Freyre notes that in Cuba, “The issue of bribery is very low down on the scale of risk.” It is “far lower” of a risk than in Venezuela, which he described as “profoundly corrupt.” But it is noteworthy that almost everyone that U.S. businesses interact with in Cuba will be a “public official,” he says. That could be important as far as the Foreign Corrupt Practices Act is concerned.

In addition, there have been many mergers and acquisitions in the past year, according to ACC survey results. Merklinger says that leads to a company thinking more “globally.” M&A activity may also mean that the acquiring company will get a business with an existing legal department. The company will then have to decide whether to keep these employees or reduce the staff.

There is also the more practical concern of cost. When considering alternative fee arrangements vs. traditional hourly billing for the use of law firms, a recent ACC survey revealed that general counsel in many foreign nations are more likely to use alternative options than their colleagues in the United States, Merklinger says.

The big picture

When looking at the big picture, A. Douglas Melamed, a professor at Stanford Law School and former general counsel at Intel, compares the in-house legal department to a primary-care or family-practice physician. It provides primary-care law, just like a doctor would give primary care to a patient. If there is a legal matter that needs the attention of a specialized outside lawyer, it acts as an interphase, just like a primary-care doctor would with a specialized doctor, such as a cardiologist.

“The in-house lawyer has a comparative advantage over the outside lawyer in understanding of the company and the industry,” Melamed says. The in-house lawyer has just one client—the company—but deals with a broader range of legal problems.

On the other hand, the outside lawyer has a number of clients and has greater expertise in a certain area of law.

When trying to find a lawyer or law firm with regional specialization, ask around. Obviously, one issue is cost, but stressing cost too much could lead to forgetting about the “long-term” cost if the advice causes “legal mistakes,” Melamed says.

Knowledge of the culture of another nation is also very important when selecting a lawyer. Melamed says that lawyers need to be effective communicators with participants in the legal system. For instance, the general counsel in an American company likely has “an intuitive feel how things work in the United States.”

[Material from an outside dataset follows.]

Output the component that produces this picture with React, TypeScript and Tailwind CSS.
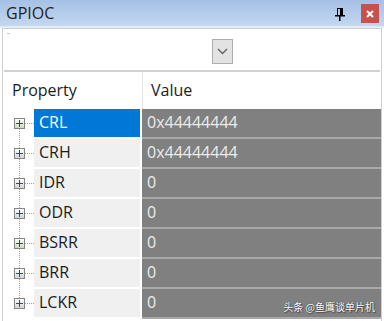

“They can make judgments, they can hire lawyers from instinct and experience,” Melamed says. It becomes much more difficult for the American general counsel to do the same things in a foreign culture, such as in China.

Even with Europe, there are some important differences that American general counsel may face. For instance, European Union law does not recognize attorney-client privilege between in-house counsel and the corporation—in contrast to the United States, Melamed says.

Melamed says that “every country is different” when it comes to the practice of law. Some have “immature legal systems” or “corrupt legal systems” or a government that does not “keep its word,” he explains.

“When you leave the United States a lot of what we take for granted … just doesn’t apply out there—even if they are developed countries,” Melamed says.